PPP do rio Tanque foi aprovada pela Câmara, mas TAC evitou tarifa mais cara para a população
A transposição do rio Tanque só saiu do papel graças à atuação do Ministério Público de Minas Gerais (MPMG), que derrubou a proposta de Parceria Público-Privada (PPP) apresentada pela gestão de Ronaldo Magalhães.
O projeto de lei da PPP, de número 26/2019, deu entrada na Câmara Municipal no início de março e foi aprovado em segundo turno no dia 30 de abril de 2019, com apenas dois votos contrários.
A proposta autorizava o município a celebrar parceria com o setor privado para executar a obra, orçada em R$ 53 milhões, para fazer a transposição de 200 l/s, sem necessidade de construir nova estação de tratamento.
O custo seria bancado pela empresa vencedora da licitação, mas pago pelos consumidores ao longo de 30 anos, por meio de aumento na tarifa de água.
Além disso, o custo operacional da captação, estimado em R$ 7 milhões anuais para esse volume a ser transposto, incluindo mais de R$ 4 milhões só com energia elétrica — também seria repassado ao usuário.
Foi o TAC firmado entre o MPMG e a Vale que impediu esse repasse à população. O acordo judicial transferiu a responsabilidade integral das obras para a mineradora, que passou a bancar os R$ 1,17 bilhão do projeto final, incluindo a adutora de 25 quilômetros, três estações elevatórias e a nova Estação de Tratamento de Água (ETA), em construção no Alto do Pinheiro.
O TAC também estabeleceu que a Vale assumiria os custos energéticos da transposição enquanto fizer uso do volume excedente de água captado.
Essa virada no projeto do rio Tanque representa uma das maiores conquistas da população itabirana em relação à segurança hídrica.
O acordo judicial com o MPMG evitou esse ônus à população, transferindo a responsabilidade para a Vale, que, por décadas, concentra as outorgas, negligenciando a crise hídrica em Itabira que ela mesma ajudou a provocar.

Linha do Tempo da Crise Hídrica e da Transposição do Rio Tanque em Itabira
2000 — Aprovação da Licença de Operação Corretiva (LOC)
• A LOC é concedida à Vale com diversas condicionantes ambientais, incluindo a obrigação de garantir abastecimento hídrico à cidade.
• A condicionante da água não é cumprida, e Itabira segue enfrentando escassez.
2001–2016 — Promessas e omissões
• A Vale promete que, com a exaustão das Minas do Meio, deixaria como legado as águas dos aquíferos, a exemplo da captação nas Três Fontes, de classe especial.

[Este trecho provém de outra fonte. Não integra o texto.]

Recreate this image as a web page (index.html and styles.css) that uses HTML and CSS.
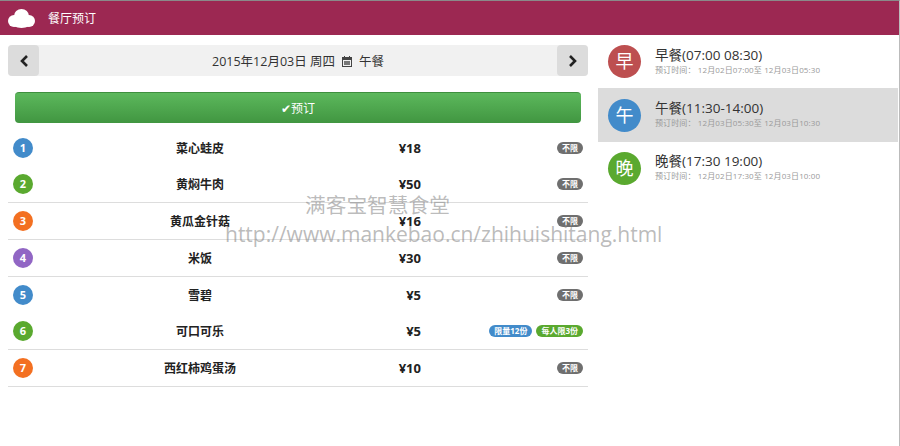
FILE: index.html
```html
<!DOCTYPE html>
<html lang="en">
<head>
    <meta charset="UTF-8">
    <meta name="viewport" content="width=device-width, initial-scale=1.0">
    <title>餐厅预订</title>
    <link rel="stylesheet" href="styles.css">
</head>
<body>

    <div class="page">
        <!-- Header -->
        <div class="top-bar">
            <svg class="logo" width="27" height="19" viewBox="0 0 27 19">
                <ellipse cx="13.5" cy="7" rx="7.5" ry="7" fill="#fff"/>
                <ellipse cx="6" cy="12" rx="6" ry="6" fill="#fff"/>
                <ellipse cx="21" cy="12" rx="6" ry="6" fill="#fff"/>
                <ellipse cx="13.5" cy="14" rx="10" ry="5" fill="#fff"/>
            </svg>
            <span class="top-title">餐厅预订</span>
        </div>

        <div class="content">
            <!-- Order column -->
            <div class="order-col">
                <div class="date-bar">
                    <div class="date-btn">
                        <svg width="10" height="12" viewBox="0 0 10 12"><path fill="none" stroke="#222" stroke-width="2.6" d="M8 1 3 6l5 5"/></svg>
                    </div>
                    <div class="date-text">
                        <span>2015年12月03日 周四</span>
                        <svg class="cal" width="12" height="12" viewBox="0 0 12 12">
                            <path fill="#444" d="M1 2h2V1h1v1h4V1h1v1h2v10H1zm1 3v6h8V5z"/>
                            <path fill="#777" d="M3 6h6v4H3z"/>
                        </svg>
                        <span>午餐</span>
                    </div>
                    <div class="date-btn">
                        <svg width="10" height="12" viewBox="0 0 10 12"><path fill="none" stroke="#222" stroke-width="2.6" d="m2 1 5 5-5 5"/></svg>
                    </div>
                </div>

                <div class="order-btn">✔预订</div>

                <div class="menu-list">
                    <div class="menu-row no-line">
                        <span class="num blue">1</span>
                        <span class="dish">菜心蛙皮</span>
                        <span class="price">¥18</span>
                        <span class="tags"><span class="tag grey">不限</span></span>
                    </div>
                    <div class="menu-row">
                        <span class="num green">2</span>
                        <span class="dish">黄焖牛肉</span>
                        <span class="price">¥50</span>
                        <span class="tags"><span class="tag grey">不限</span></span>
                    </div>
                    <div class="menu-row">
                        <span class="num orange">3</span>
                        <span class="dish">黄瓜金针菇</span>
                        <span class="price">¥16</span>
                        <span class="tags"><span class="tag grey">不限</span></span>
                    </div>
                    <div class="menu-row">
                        <span class="num purple">4</span>
                        <span class="dish">米饭</span>
                        <span class="price">¥30</span>
                        <span class="tags"><span class="tag grey">不限</span></span>
                    </div>
                    <div class="menu-row no-line">
                        <span class="num blue">5</span>
                        <span class="dish">雪碧</span>
                        <span class="price">¥5</span>
                        <span class="tags"><span class="tag grey">不限</span></span>
                    </div>
                    <div class="menu-row">
                        <span class="num green">6</span>
                        <span class="dish">可口可乐</span>
                        <span class="price">¥5</span>
                        <span class="tags">
                            <span class="tag blue">限量12份</span>
                            <span class="tag green">每人限3份</span>
                        </span>
                    </div>
                    <div class="menu-row">
                        <span class="num orange">7</span>
                        <span class="dish">西红柿鸡蛋汤</span>
                        <span class="price">¥10</span>
                        <span class="tags"><span class="tag grey">不限</span></span>
                    </div>
                </div>
            </div>

            <!-- Meal column -->
            <div class="meal-col">
                <div class="meal">
                    <span class="meal-icon red">早</span>
                    <div>
                        <div class="meal-name">早餐(07:00 08:30)</div>
                        <div class="meal-time">预订时间： 12月02日07:00至 12月03日05:30</div>
                    </div>
                </div>
                <div class="meal active">
                    <span class="meal-icon blue">午</span>
                    <div>
                        <div class="meal-name">午餐(11:30-14:00)</div>
                        <div class="meal-time">预订时间： 12月03日05:30至 12月03日10:30</div>
                    </div>
                </div>
                <div class="meal">
                    <span class="meal-icon green">晚</span>
                    <div>
                        <div class="meal-name">晚餐(17:30 19:00)</div>
                        <div class="meal-time">预订时间： 12月02日17:30至 12月03日10:00</div>
                    </div>
                </div>
            </div>
        </div>

        <!-- Watermark -->
        <div class="watermark">
            <div class="wm-name">满客宝智慧食堂</div>
            <div class="wm-url">http://www.mankebao.cn/zhihuishitang.html</div>
        </div>
    </div>

</body>
</html>
```

FILE: styles.css
```css
body {
    font-family: "Open Sans", "Noto Sans CJK SC", sans-serif;
    background-color: white;
    color: #222;
    margin: 0;
    padding: 0;
}

.page {
    position: relative;
    width: 899px;
    height: 445px;
    border-top: 1px solid #8a8a8a;
    border-right: 1px solid #bbb;
    overflow: hidden;
}

.top-bar {
    display: flex;
    align-items: center;
    height: 34px;
    padding-left: 8px;
    background-color: #9c2852;
}

.top-title {
    margin-left: 13px;
    color: white;
    font-size: 12px;
}

.content {
    display: flex;
}

.order-col {
    width: 580px;
    margin-left: 8px;
    padding-top: 10px;
}

.date-bar {
    display: flex;
    height: 31px;
    background-color: #f1f1f1;
    border-radius: 4px;
}

.date-btn {
    display: flex;
    align-items: center;
    justify-content: center;
    width: 31px;
    background-color: #dcdcdc;
    border-radius: 4px;
}

.date-text {
    flex: 1;
    display: flex;
    align-items: center;
    justify-content: center;
    gap: 6px;
    font-size: 12.5px;
    color: #333;
}

.order-btn {
    margin: 16px 7px 7px;
    height: 31px;
    line-height: 31px;
    box-sizing: border-box;
    border-top: 1px solid #3e8f3e;
    border-radius: 4px;
    background: linear-gradient(#5cb85c, #419641);
    color: white;
    font-size: 12px;
    text-align: center;
}

.menu-row {
    display: grid;
    grid-template-columns: 36px 312px 65px 1fr;
    align-items: center;
    height: 36.67px;
    box-sizing: border-box;
    border-bottom: 1px solid #ddd;
}

.menu-row.no-line {
    border-bottom: none;
}

.num {
    display: block;
    width: 20px;
    height: 20px;
    margin-left: 5px;
    border-radius: 50%;
    color: white;
    font-size: 11px;
    font-weight: bold;
    line-height: 20px;
    text-align: center;
}

.dish {
    font-size: 12px;
    font-weight: bold;
    text-align: center;
}

.price {
    font-size: 13px;
    font-weight: bold;
    text-align: right;
}

.tags {
    display: flex;
    justify-content: flex-end;
    gap: 4px;
    padding-right: 5px;
}

.tag {
    padding: 0 5px;
    height: 12px;
    line-height: 12px;
    border-radius: 6px;
    color: white;
    font-size: 8px;
    font-weight: bold;
}

.blue { background-color: #428bca; }
.green { background-color: #5aa92f; }
.orange { background-color: #f37021; }
.purple { background-color: #9166c4; }
.grey { background-color: #6f6f6f; }
.red { background-color: #bd4f50; }

.meal-col {
    width: 300px;
    margin-left: 10px;
}

.meal {
    display: flex;
    align-items: center;
    gap: 14px;
    height: 53.4px;
    padding-left: 10px;
}

.meal.active {
    background-color: #dcdcdc;
}

.meal-icon {
    flex-shrink: 0;
    width: 33px;
    height: 33px;
    border-radius: 50%;
    color: white;
    font-size: 18px;
    line-height: 33px;
    text-align: center;
}

.meal-name {
    margin-top: -2px;
    font-size: 13.5px;
    line-height: 17px;
    color: #333;
}

.meal-time {
    font-size: 8px;
    line-height: 11px;
    letter-spacing: 0.12px;
    color: #999;
}

.watermark {
    position: absolute;
    left: 225px;
    top: 190px;
    width: 439px;
    color: rgba(130, 130, 130, 0.55);
    pointer-events: none;
}

.wm-name {
    margin-left: 80px;
    font-size: 20.7px;
    line-height: 29px;
}

.wm-url {
    font-size: 21px;
    line-height: 28px;
    white-space: nowrap;
}
```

• As cavas exauridas recebem material estéril, comprometendo essa promessa.
• A crise hídrica se agrava, com racionamentos frequentes e falta de investimentos estruturantes.
2019 — Proposta de Parceria Público-Privada (PPP)
• A gestão de Ronaldo Magalhães apresenta projeto de PPP para transposição do rio Tanque.
• A proposta é aprovada pela Câmara Municipal em 23 de abril de 2019.
• O modelo previa que a população arcaria com os custos da obra via aumento da tarifa de água.
2020 – Atuação decisiva do MPMG
• O Ministério Público de Minas Gerais abre procedimento antes de judicializa a questão e a Vale firma um Termo de Ajustamento de Conduta (TAC).
• A mineradora se compromete a executar integralmente a obra da transposição do rio Tanque, com investimento de R$ 1,17 bilhão.
2021 — Início da gestão Marco Antônio Lage
• A nova administração retoma negociações com a Vale, mas a crise hídrica continua sendo um entrave ao desenvolvimento econômico em toda a sua primeira gestão.
2024 — Licenciamento ambiental e início das obras
• Em 23 de outubro de 2024, a Secretaria de Estado de Meio Ambiente e Desenvolvimento Sustentável (Semad), por meio da URA Sul, concede a Licença Ambiental Simplificada (LAS/RAS) para a transposição.
• O Governo de Minas reconhece a obra como de utilidade pública.
• A licença ambiental autoriza o início das obras e concede a outorga de uso da água ao Saae.
• São iniciadas as obras da adutora de 25 km, três estações elevatórias, tanque de alimentação e câmara de transição.
• A ETA começa a ser construída no Alto do Pinheiro, no bairro Campestre.
2025 — Avanço das obras e visita institucional
• Representantes da Prefeitura, Saae e Câmara Municipal visitam as obras a convite da Vale.
• A previsão é que a água comece a abastecer os domicílios itabiranos apenas em 2027.
2027 — Previsão de conclusão e início do abastecimento
• A água do rio Tanque deve finalmente jorrar nas torneiras da população.
• Críticos alertam que, sem cuidados ambientais e manutenção das fontes atuais, a solução pode não ser definitiva.